Charles de Lint
Canadian fantasy author and Celtic folk musician.
Wisdom never comes to those who believe they have nothing left to learn.
Legend and myth are what we use to describe what we don't comprehend. They are out attempts to make the impossible, possible — at least insofar as our spirits interact with the spirit of the world, or if that is too animistic for you, then let's use Jung's terminology and call it our racial subconscious. No matter the semantics, they are of a kind and it is legend and myth that binds us all together. ... Through them, through their retellings, and through those version that are called religion while they are current, we are taught Truth and we attempt to understand Mystery.
The Lost Music was his way of talking about the way he believed that old wives' tales and dance tunes and folktales were just the tangled echoes of something that's not quite of this world ... something we all knew once, but have forgotten since.
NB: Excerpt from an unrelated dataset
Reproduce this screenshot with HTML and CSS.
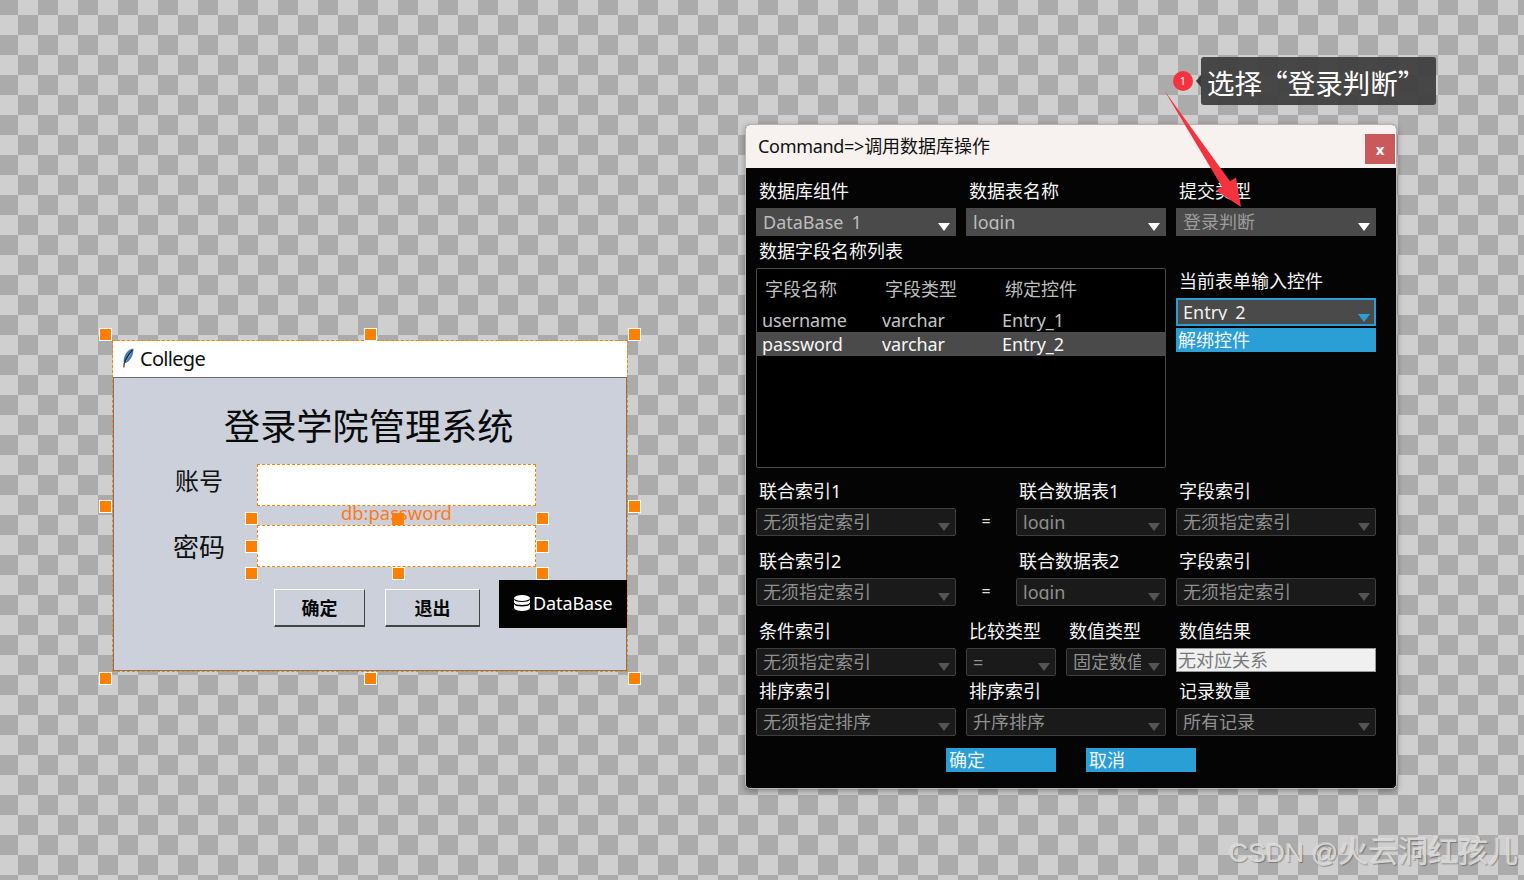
FILE: index.html
```html
<!DOCTYPE html>
<html lang="zh">
<head>
<meta charset="utf-8">
<title>Command</title>
<link rel="stylesheet" href="styles.css">
</head>
<body>
<div class="stage">

  <section class="designer">
    <div class="win">
      <div class="win-title">
        <svg class="feather" viewBox="0 0 12 20" width="12" height="20"><path d="M11.5 0.5C6.5 0.8 2 6 1.5 13L3 15.2C7.5 14 11.8 8 11.5 0.5Z" fill="#4a7fb5"/><path d="M9 4C8 8 5 10 4 13" stroke="#9cc0e0" stroke-width="1" fill="none"/><path d="M10.5 2C7 6 3.8 10.5 2.2 15.5" stroke="#14273a" stroke-width="1.2" fill="none"/><path d="M2.4 14.5L1.8 19.5" stroke="#555" stroke-width="1.4"/></svg>
        <span>College</span>
      </div>
      <div class="win-body"></div>
    </div>
    <div class="w-title">登录学院管理系统</div>
    <div class="w-lab lab1">账号</div>
    <div class="w-lab lab2">密码</div>
    <div class="entry e1"></div>
    <div class="entry e2"></div>
    <button class="tk tk1">确定</button>
    <button class="tk tk2">退出</button>
    <div class="dbbox">
      <svg viewBox="0 0 16 16" width="16" height="16"><ellipse cx="8" cy="3" rx="8" ry="3" fill="#fff"/><path d="M0 4.6C1 6.4 4 7.1 8 7.1S15 6.4 16 4.6V7.6C15 9.4 12 10.1 8 10.1S1 9.4 0 7.6Z" fill="#fff"/><path d="M0 8.9C1 10.7 4 11.4 8 11.4S15 10.7 16 8.9V13C15 15.2 12 16 8 16S1 15.2 0 13Z" fill="#fff"/></svg>
      <span>DataBase</span>
    </div>
    <i class="h h-a"></i><i class="h h-b"></i><i class="h h-c"></i><i class="h h-d"></i>
    <i class="h h-e"></i><i class="h h-f"></i><i class="h h-g"></i><i class="h h-h"></i>
    <i class="h h-i"></i><i class="h h-j flat"></i><i class="h h-k"></i><i class="h h-l"></i>
    <i class="h h-m"></i><i class="h h-n"></i><i class="h h-o"></i><i class="h h-p"></i>
    <div class="dbtag">db:password</div>
  </section>

  <section class="dialog">
    <header class="dlg-head">
      <span><span class="tight">Command=&gt;</span>调用数据库操作</span>
      <button class="close">x</button>
    </header>
    <div class="dlg-body">
      <div class="row labels">
        <label class="w200">数据库组件</label><label class="w200">数据表名称</label><label class="w200">提交类型</label>
      </div>
      <div class="row combos">
        <div class="combo lit w200"><span class="val">DataBase_1</span></div>
        <div class="combo lit w200"><span class="val">login</span></div>
        <div class="combo lit w200 dim"><span class="val">登录判断</span></div>
      </div>
      <div class="row labels l3"><label>数据字段名称列表</label></div>
      <div class="row listrow">
        <div class="list">
          <div class="lhead"><span>字段名称</span><span>字段类型</span><span>绑定控件</span></div>
          <div class="lrow"><span>username</span><span>varchar</span><span>Entry_1</span></div>
          <div class="lrow sel"><span>password</span><span>varchar</span><span>Entry_2</span></div>
        </div>
        <div class="side">
          <label>当前表单输入控件</label>
          <div class="combo lit focus w200"><span class="val">Entry_2</span></div>
          <button class="blue unbind">解绑控件</button>
        </div>
      </div>
      <div class="row labels l5">
        <label class="w200">联合索引1</label><label class="w40"></label><label class="w150">联合数据表1</label><label class="w200">字段索引</label>
      </div>
      <div class="row combos">
        <div class="combo w200"><span class="val">无须指定索引</span></div>
        <div class="eq">=</div>
        <div class="combo w150"><span class="val">login</span></div>
        <div class="combo w200"><span class="val">无须指定索引</span></div>
      </div>
      <div class="row labels l6">
        <label class="w200">联合索引2</label><label class="w40"></label><label class="w150">联合数据表2</label><label class="w200">字段索引</label>
      </div>
      <div class="row combos">
        <div class="combo w200"><span class="val">无须指定索引</span></div>
        <div class="eq">=</div>
        <div class="combo w150"><span class="val">login</span></div>
        <div class="combo w200"><span class="val">无须指定索引</span></div>
      </div>
      <div class="row labels l6">
        <label class="w200">条件索引</label><label class="w90">比较类型</label><label class="w100">数值类型</label><label class="w200">数值结果</label>
      </div>
      <div class="row combos">
        <div class="combo w200"><span class="val">无须指定索引</span></div>
        <div class="combo w90"><span class="val">=</span></div>
        <div class="combo w100"><span class="val">固定数值</span></div>
        <div class="result w200">无对应关系</div>
      </div>
      <div class="row labels l7">
        <label class="w200">排序索引</label><label class="w200">排序索引</label><label class="w200">记录数量</label>
      </div>
      <div class="row combos">
        <div class="combo w200"><span class="val">无须指定排序</span></div>
        <div class="combo w200"><span class="val">升序排序</span></div>
        <div class="combo w200"><span class="val">所有记录</span></div>
      </div>
      <div class="actions">
        <button class="blue act">确定</button>
        <button class="blue act">取消</button>
      </div>
    </div>
  </section>

  <svg class="arrow" viewBox="0 0 100 140" width="100" height="140">
    <path d="M3 10L69 101.3L75 97.5L80 127L55 110.6L61 106.8Z" fill="#f5333f"/>
  </svg>
  <div class="badge">1</div>
  <div class="tip">选择 “登录判断”</div>
  <div class="mark"><span class="mark-latin">CSDN @</span>火云洞红孩儿</div>
</div>
</body>
</html>
```
FILE: styles.css
```css
* { box-sizing: border-box; }
html, body { margin: 0; padding: 0; }
body { font-family: "Noto Sans", "Noto Sans CJK SC", sans-serif; }
button { font: inherit; padding: 0; border: 0; }

.stage {
  position: relative;
  width: 1524px;
  height: 880px;
  overflow: hidden;
  background-color: #cfcfcf;
  background-image: repeating-conic-gradient(#cfcfcf 0 25%, #ababab 0 50%);
  background-size: 40px 40px;
  background-position: -2px -5px;
}

/* form designer canvas */
.designer { position: absolute; left: 0; top: 0; width: 700px; height: 700px; }
.win {
  position: absolute; left: 112px; top: 340px; width: 516px; height: 332px;
  border: 1px dashed #ff8000;
  display: flex; flex-direction: column;
}
.win-title {
  height: 37px; background: #fff; border-bottom: 1px solid #6c6c74;
  display: flex; align-items: center; gap: 6px; padding: 0 0 2px 9px;
  font-size: 20px; color: #111;
  letter-spacing: -0.7px;
}
.win-body { flex: 1; background: #cbd0da; border-left: 1px solid #777; border-right: 1px solid #777; border-bottom: 1px solid #777; }
.w-title { position: absolute; left: 224px; top: 400px; font-size: 36.2px; line-height: 52px; color: #0a0a0a; white-space: nowrap; }
.w-lab { position: absolute; color: #111; line-height: 36px; white-space: nowrap; }
.lab1 { left: 175px; top: 463px; font-size: 24px; }
.lab2 { left: 173px; top: 529px; font-size: 26px; }
.entry { position: absolute; background: #fff; border: 1px dashed #ff8000; left: 257px; width: 279px; }
.e1 { top: 464px; height: 42px; }
.e2 { top: 525px; height: 42px; }
.tk {
  position: absolute; top: 589px; height: 38px; background: #cbd0da; color: #0a0a0a;
  font-size: 18px; font-weight: 700; line-height: 34px;
  border-top: 1px solid #fff; border-left: 1px solid #fff;
  border-right: 1px solid #444; border-bottom: 2px solid #444;
}
.tk1 { left: 274px; width: 91px; }
.tk2 { left: 385px; width: 95px; }
.dbbox {
  position: absolute; left: 499px; top: 580px; width: 128px; height: 48px;
  background: #030303; color: #fff; font-size: 18px; letter-spacing: -0.1px;
  display: flex; align-items: center; gap: 3px; padding: 0 0 2px 15px;
}
.h { position: absolute; width: 13px; height: 13px; background: #ff8000; border: 1px solid #fff; }
.h.flat { width: 12px; height: 12px; border: 0; }
.h-a { left: 99px; top: 328px; } .h-b { left: 364px; top: 328px; } .h-c { left: 628px; top: 328px; }
.h-d { left: 99px; top: 500px; } .h-e { left: 628px; top: 500px; }
.h-f { left: 99px; top: 672px; } .h-g { left: 364px; top: 672px; } .h-h { left: 628px; top: 672px; }
.h-i { left: 245px; top: 512px; } .h-j { left: 392px; top: 513px; } .h-k { left: 536px; top: 512px; }
.h-l { left: 245px; top: 540px; } .h-m { left: 536px; top: 540px; }
.h-n { left: 245px; top: 567px; } .h-o { left: 392px; top: 567px; } .h-p { left: 536px; top: 567px; }
.dbtag { position: absolute; left: 341px; top: 499px; font-size: 18.4px; line-height: 28px; color: #ff7a1a; white-space: nowrap; }

/* dialog */
.dialog {
  position: absolute; left: 745px; top: 124px; width: 652px; height: 665px;
  border: 1px solid #b5b5b5; border-radius: 5px; overflow: hidden;
  background: #040404;
  box-shadow: 0 2px 6px rgba(0,0,0,.35);
  display: flex; flex-direction: column;
}
.dlg-head {
  height: 43px; flex: none; background: #f7f1f0; color: #111;
  font-size: 18px; display: flex; justify-content: space-between;
  padding: 0 1px 0 12px; line-height: 42px;
}
.tight { letter-spacing: -0.3px; }
.close {
  width: 30px; height: 30px; margin-top: 9px; background: #c9595a; color: #fff;
  font-size: 15px; font-weight: 700; line-height: 28px;
}
.dlg-body { flex: 1; padding: 11px 20px 0 10px; display: flex; flex-direction: column; }
.row { display: flex; gap: 10px; }
.labels { height: 24px; margin-bottom: 5px; }
.labels.l3 { margin-top: 3px; margin-bottom: 5px; }
.labels.l5 { margin-top: 11px; }
.labels.l6 { margin-top: 13px; }
.labels.l7 { margin-top: 3px; }
label { display: block; font-size: 18px; line-height: 24px; color: #f4f4f4; padding-left: 3px; white-space: nowrap; }
.w200 { width: 200px; flex: none; }
.w150 { width: 150px; flex: none; }
.w100 { width: 100px; flex: none; }
.w90 { width: 90px; flex: none; }
.w40 { width: 40px; flex: none; }

.combo {
  position: relative; height: 28px; padding: 0 24px 0 6px; overflow: hidden;
  background: #1a1a1a; border: 1px solid #3e3e3e; border-radius: 2px;
  color: #8f8f8f; font-size: 18px;
}
.combo::after {
  content: ""; position: absolute; right: 5px; bottom: 4px;
  border-left: 6px solid transparent; border-right: 6px solid transparent;
  border-top: 8px solid #555;
}
.val { display: block; height: 21px; line-height: 26px; overflow: hidden; white-space: nowrap; }
.combo.lit { background: #4a4a4a; border-color: #4a4a4a; border-radius: 0; color: #bdbdbd; }
.combo.lit::after { border-top-color: #fff; }
.combo.lit.dim { color: #9c9c9c; }
.combo.focus { border: 2px solid #2a9fd6; color: #f0f0f0; padding-left: 5px; }
.combo.focus .val { line-height: 24px; height: 20px; }
.combo.focus::after { border-top-color: #2a9fd6; right: 4px; bottom: 2px; }
.eq { width: 40px; flex: none; text-align: center; color: #ddd; font-size: 16px; line-height: 26px; }
.result {
  height: 24px; background: #f0f0f0; border: 1px solid #999; color: #7a7a7a;
  font-size: 18px; line-height: 22px; padding-left: 1px; overflow: hidden;
}

.listrow { height: 200px; margin-bottom: 0; }
.list { width: 410px; flex: none; background: #000; border: 1px solid #4a4a4a; border-radius: 2px; padding-top: 8px; }
.lhead, .lrow { display: grid; grid-template-columns: 120px 120px 1fr; font-size: 18px; }
.lhead { height: 24px; line-height: 24px; color: #bdbdbd; padding-left: 8px; margin-bottom: 7px; }
.lrow { height: 24px; line-height: 24px; color: #c4c4c4; padding-left: 5px; letter-spacing: -0.1px; }
.lrow.sel { background: #4a4a4a; color: #f6f6f6; }
.side { width: 200px; flex: none; display: flex; flex-direction: column; padding-top: 1px; }
.side label { margin-bottom: 5px; }
.blue { background: #2a9fd6; color: #f4f4f4; font-size: 18px; text-align: left; padding-left: 3px; }
.unbind { height: 24px; line-height: 24px; margin-top: 2px; padding-left: 2px; }
.actions { display: flex; gap: 30px; padding-left: 190px; margin-top: 12px; }
.act { width: 110px; height: 24px; line-height: 24px; }

/* annotations */
.arrow { position: absolute; left: 1161px; top: 80px; }
.badge {
  position: absolute; left: 1173px; top: 71px; width: 20px; height: 20px; border-radius: 50%;
  background: #f5333f; color: #fff; font-size: 11px; line-height: 20px; text-align: center;
}
.tip {
  position: absolute; left: 1201px; top: 57px; width: 235px; height: 48px; border-radius: 3px;
  background: rgba(60,60,60,.92); color: #fff; font-size: 27.5px; line-height: 50px; padding-left: 6px; white-space: nowrap;
  font-family: "Noto Sans CJK SC", sans-serif; word-spacing: -8px;
}
.tip::before {
  content: ""; position: absolute; left: -5px; top: 18px;
  border-top: 6px solid transparent; border-bottom: 6px solid transparent; border-right: 5px solid #3c3c3c;
}
.mark {
  position: absolute; left: 1229px; top: 829px; font-size: 30px; line-height: 40px; white-space: nowrap;
  font-family: "Noto Sans CJK SC", sans-serif;
  color: #d6d6d6; text-shadow: 1px 1px 1px rgba(0,0,0,.3), -1px -1px 0 rgba(255,255,255,.3);
}
.mark-latin { font-family: "Liberation Sans", sans-serif; font-size: 26.5px; }
```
By enlarging your knowledge of things, you will find your knowledge of self is enlarged.
While you live ... you have a duty to life. ... The fey wonders of the world only exist while there are those with the sight to see them. ... Otherwise they fade away.
There are people who take the heart out of you, and there are people who put it back.
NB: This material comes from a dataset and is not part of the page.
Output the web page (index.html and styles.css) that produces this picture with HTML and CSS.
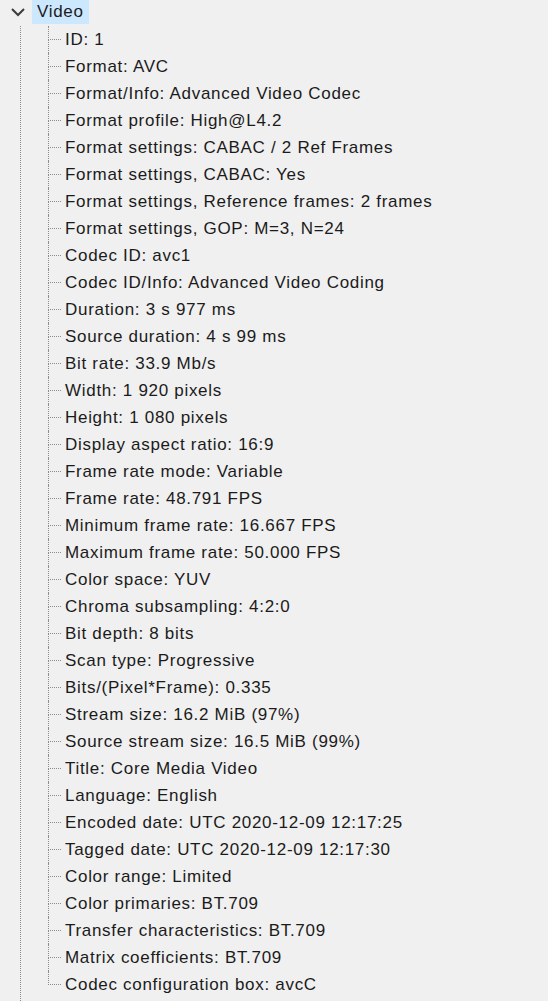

That's the thing with magic. You've got to know it's still here, all around us, or it just stays invisible for you.
Witchery is merely a word for what we are all capable of — heightened nightsight, an empathy shared with the beasts, a utilization of the more obscure abilities of our minds. Nothing that science can't explain away. Wizardry is spells and enchantments. Fairy tales.
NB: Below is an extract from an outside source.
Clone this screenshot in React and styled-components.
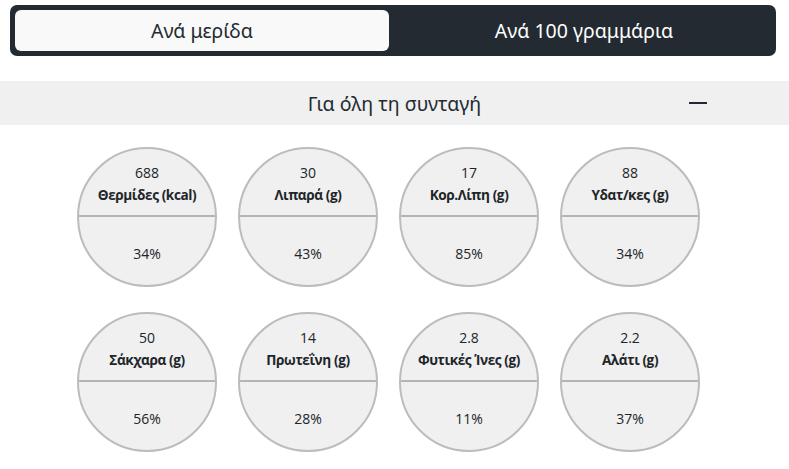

Without mysteries, life would be very dull indeed. What would be left to strive for if everything were known?
Everybody makes the same mistake. Fortune-telling doesn't reveal the future; it mirrors the present. It resonates against what your subconscious already knows and hauls it up out of the darkness so you can get a good look at it.
There are few joys to compare with the telling of a well-told tale.
I think you're all mad. But that's part and parcel of being an artistic genius, isn't it?
I've always believed the lies we use to make our fictions reveal the truth with far more honesty than any history or herstory or life story.
Only fools think they’re wise; the rest of us just muddle through as we can.
I was going through the motions of life, instead of really living, and there’s no excuse for that. It’s not something I’ll let happen to me again.
“You’re confusing me.”
“But not deliberately so,” Coyote says. “Let it go on record that any confusion arose simply because we lacked certain commonalities of reference.”
The best artists know what to leave out. They know how much of the support should show through as the pigment is applied, what details aren't necessary.
I'm not Chinese. I thrive in interesting times.
You’re not a nun, are you? You haven’t taken one of those absurd vows that cut you off from what otherwise might be a full and healthy human existence?
It may sound trite, but using the weapons of the enemy, no matter how good one's intentions, makes one the enemy.